== WHAT YOU SHOULD DO ==
Can you copy out the data exactly? Leave the images out.

%%

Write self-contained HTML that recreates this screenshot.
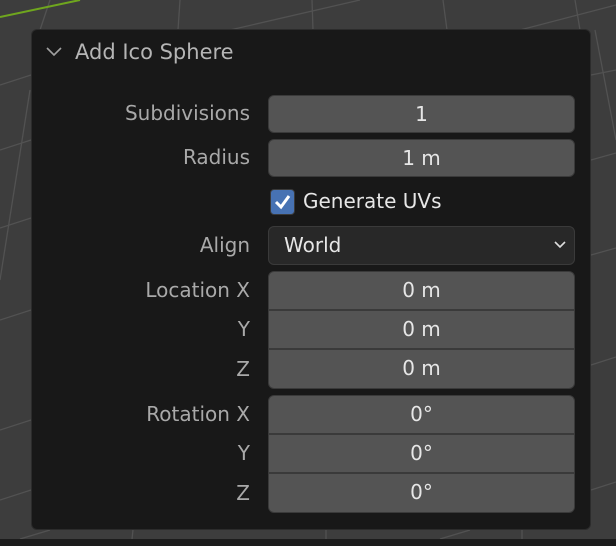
<!DOCTYPE html>
<html><head><style>
*{margin:0;padding:0;box-sizing:border-box}
body{width:616px;height:546px;background:#3d3d3d;position:relative;overflow:hidden;font-family:"DejaVu Sans","Liberation Sans",sans-serif}
.panel{position:absolute;left:31px;top:29px;width:560px;height:501px;background:#181818;border:1px solid #2c2c2c;border-radius:6px}
.lbl{position:absolute;right:366px;width:220px;text-align:right;color:#a9a9a9;font-size:20px}
.f{position:absolute;left:268px;width:307px;background:#545454;border:1px solid #3a3a3a;color:#e6e6e6;font-size:20px;text-align:center}
.abs{position:absolute}
</style></head><body>
<svg class="abs" style="left:0;top:0" width="616" height="546">
<g stroke="#525252" stroke-width="1.3" fill="none">
<line x1="50" y1="0" x2="40" y2="30"/><line x1="180" y1="0" x2="178" y2="30"/><line x1="312" y1="0" x2="313" y2="30"/><line x1="443" y1="0" x2="447" y2="30"/><line x1="575" y1="0" x2="580" y2="30"/>
<line x1="230" y1="30" x2="360" y2="0"/><line x1="520" y1="30" x2="616" y2="5"/>
<line x1="30" y1="90" x2="0" y2="280"/><line x1="0" y1="85" x2="31" y2="75"/><line x1="0" y1="150" x2="31" y2="140"/><line x1="0" y1="228" x2="31" y2="218"/><line x1="0" y1="320" x2="31" y2="310"/><line x1="0" y1="430" x2="31" y2="420"/><line x1="0" y1="500" x2="31" y2="490"/>
<line x1="591" y1="75" x2="616" y2="70"/><line x1="591" y1="160" x2="616" y2="153"/><line x1="591" y1="255" x2="616" y2="248"/><line x1="591" y1="365" x2="616" y2="357"/><line x1="591" y1="490" x2="616" y2="482"/><line x1="595" y1="30" x2="616" y2="140"/>
<line x1="20" y1="539" x2="50" y2="530"/><line x1="132" y1="539" x2="133" y2="530"/><line x1="326" y1="539" x2="326" y2="530"/><line x1="440" y1="539" x2="470" y2="530"/><line x1="522" y1="539" x2="522" y2="530"/>
</g>
<line x1="0" y1="17" x2="80" y2="0" stroke="#6fa61e" stroke-width="2"/>
<rect x="0" y="539" width="616" height="7" fill="#1c1c1c"/>
</svg>
<div class="panel"></div>
<svg class="abs" style="left:45px;top:45px" width="20" height="14"><path d="M2 3 L9 10 L16 3" stroke="#a0a0a0" stroke-width="1.6" fill="none"/></svg>
<div class="abs" style="left:75px;top:40px;color:#b5b5b5;font-size:21px">Add Ico Sphere</div>

<div class="lbl" style="top:101px">Subdivisions</div>
<div class="f" style="top:95px;height:38px;line-height:36px;border-radius:6px">1</div>
<div class="lbl" style="top:145px">Radius</div>
<div class="f" style="top:139px;height:38px;line-height:36px;border-radius:6px">1 m</div>

<div class="abs" style="left:270px;top:189px;width:25px;height:26px;background:#4772b3;border:1px solid #3a3a3a;border-radius:4px"></div>
<svg class="abs" style="left:270px;top:189px" width="25" height="26"><path d="M6 13 L11 18 L19 7" stroke="#fff" stroke-width="3" fill="none"/></svg>
<div class="abs" style="left:303px;top:189px;color:#e6e6e6;font-size:20px">Generate UVs</div>

<div class="lbl" style="top:233px">Align</div>
<div class="f" style="top:226px;height:39px;background:#282828;border-radius:6px;text-align:left;padding-left:15px;line-height:37px">World</div>
<svg class="abs" style="left:553px;top:240px" width="14" height="10"><path d="M2 2 L7 7 L12 2" stroke="#ddd" stroke-width="1.6" fill="none"/></svg>

<div class="lbl" style="top:278px">Location X</div>
<div class="lbl" style="top:317px">Y</div>
<div class="lbl" style="top:357px">Z</div>
<div class="f" style="top:271px;height:39px;line-height:37px;border-radius:6px 6px 0 0">0 m</div>
<div class="f" style="top:310px;height:39px;line-height:37px">0 m</div>
<div class="f" style="top:349px;height:40px;line-height:37px;border-radius:0 0 6px 6px">0 m</div>

<div class="lbl" style="top:402px">Rotation X</div>
<div class="lbl" style="top:441px">Y</div>
<div class="lbl" style="top:481px">Z</div>
<div class="f" style="top:395px;height:39px;line-height:37px;border-radius:6px 6px 0 0">0°</div>
<div class="f" style="top:434px;height:39px;line-height:37px">0°</div>
<div class="f" style="top:473px;height:40px;line-height:37px;border-radius:0 0 6px 6px">0°</div>
</body></html>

%%

== SOLUTION BELOW ==
Write self-contained HTML that recreates this screenshot.
<!DOCTYPE html>
<html><head><style>
*{margin:0;padding:0;box-sizing:border-box}
body{width:616px;height:546px;background:#3d3d3d;position:relative;overflow:hidden;font-family:"DejaVu Sans","Liberation Sans",sans-serif}
.panel{position:absolute;left:31px;top:29px;width:560px;height:501px;background:#181818;border:1px solid #2c2c2c;border-radius:6px}
.lbl{position:absolute;right:366px;width:220px;text-align:right;color:#a9a9a9;font-size:20px}
.f{position:absolute;left:268px;width:307px;background:#545454;border:1px solid #3a3a3a;color:#e6e6e6;font-size:20px;text-align:center}
.abs{position:absolute}
</style></head><body>
<svg class="abs" style="left:0;top:0" width="616" height="546">
<g stroke="#525252" stroke-width="1.3" fill="none">
<line x1="50" y1="0" x2="40" y2="30"/><line x1="180" y1="0" x2="178" y2="30"/><line x1="312" y1="0" x2="313" y2="30"/><line x1="443" y1="0" x2="447" y2="30"/><line x1="575" y1="0" x2="580" y2="30"/>
<line x1="230" y1="30" x2="360" y2="0"/><line x1="520" y1="30" x2="616" y2="5"/>
<line x1="30" y1="90" x2="0" y2="280"/><line x1="0" y1="85" x2="31" y2="75"/><line x1="0" y1="150" x2="31" y2="140"/><line x1="0" y1="228" x2="31" y2="218"/><line x1="0" y1="320" x2="31" y2="310"/><line x1="0" y1="430" x2="31" y2="420"/><line x1="0" y1="500" x2="31" y2="490"/>
<line x1="591" y1="75" x2="616" y2="70"/><line x1="591" y1="160" x2="616" y2="153"/><line x1="591" y1="255" x2="616" y2="248"/><line x1="591" y1="365" x2="616" y2="357"/><line x1="591" y1="490" x2="616" y2="482"/><line x1="595" y1="30" x2="616" y2="140"/>
<line x1="20" y1="539" x2="50" y2="530"/><line x1="132" y1="539" x2="133" y2="530"/><line x1="326" y1="539" x2="326" y2="530"/><line x1="440" y1="539" x2="470" y2="530"/><line x1="522" y1="539" x2="522" y2="530"/>
</g>
<line x1="0" y1="17" x2="80" y2="0" stroke="#6fa61e" stroke-width="2"/>
<rect x="0" y="539" width="616" height="7" fill="#1c1c1c"/>
</svg>
<div class="panel"></div>
<svg class="abs" style="left:45px;top:45px" width="20" height="14"><path d="M2 3 L9 10 L16 3" stroke="#a0a0a0" stroke-width="1.6" fill="none"/></svg>
<div class="abs" style="left:75px;top:40px;color:#b5b5b5;font-size:21px">Add Ico Sphere</div>

<div class="lbl" style="top:101px">Subdivisions</div>
<div class="f" style="top:95px;height:38px;line-height:36px;border-radius:6px">1</div>
<div class="lbl" style="top:145px">Radius</div>
<div class="f" style="top:139px;height:38px;line-height:36px;border-radius:6px">1 m</div>

<div class="abs" style="left:270px;top:189px;width:25px;height:26px;background:#4772b3;border:1px solid #3a3a3a;border-radius:4px"></div>
<svg class="abs" style="left:270px;top:189px" width="25" height="26"><path d="M6 13 L11 18 L19 7" stroke="#fff" stroke-width="3" fill="none"/></svg>
<div class="abs" style="left:303px;top:189px;color:#e6e6e6;font-size:20px">Generate UVs</div>

<div class="lbl" style="top:233px">Align</div>
<div class="f" style="top:226px;height:39px;background:#282828;border-radius:6px;text-align:left;padding-left:15px;line-height:37px">World</div>
<svg class="abs" style="left:553px;top:240px" width="14" height="10"><path d="M2 2 L7 7 L12 2" stroke="#ddd" stroke-width="1.6" fill="none"/></svg>

<div class="lbl" style="top:278px">Location X</div>
<div class="lbl" style="top:317px">Y</div>
<div class="lbl" style="top:357px">Z</div>
<div class="f" style="top:271px;height:39px;line-height:37px;border-radius:6px 6px 0 0">0 m</div>
<div class="f" style="top:310px;height:39px;line-height:37px">0 m</div>
<div class="f" style="top:349px;height:40px;line-height:37px;border-radius:0 0 6px 6px">0 m</div>

<div class="lbl" style="top:402px">Rotation X</div>
<div class="lbl" style="top:441px">Y</div>
<div class="lbl" style="top:481px">Z</div>
<div class="f" style="top:395px;height:39px;line-height:37px;border-radius:6px 6px 0 0">0°</div>
<div class="f" style="top:434px;height:39px;line-height:37px">0°</div>
<div class="f" style="top:473px;height:40px;line-height:37px;border-radius:0 0 6px 6px">0°</div>
</body></html>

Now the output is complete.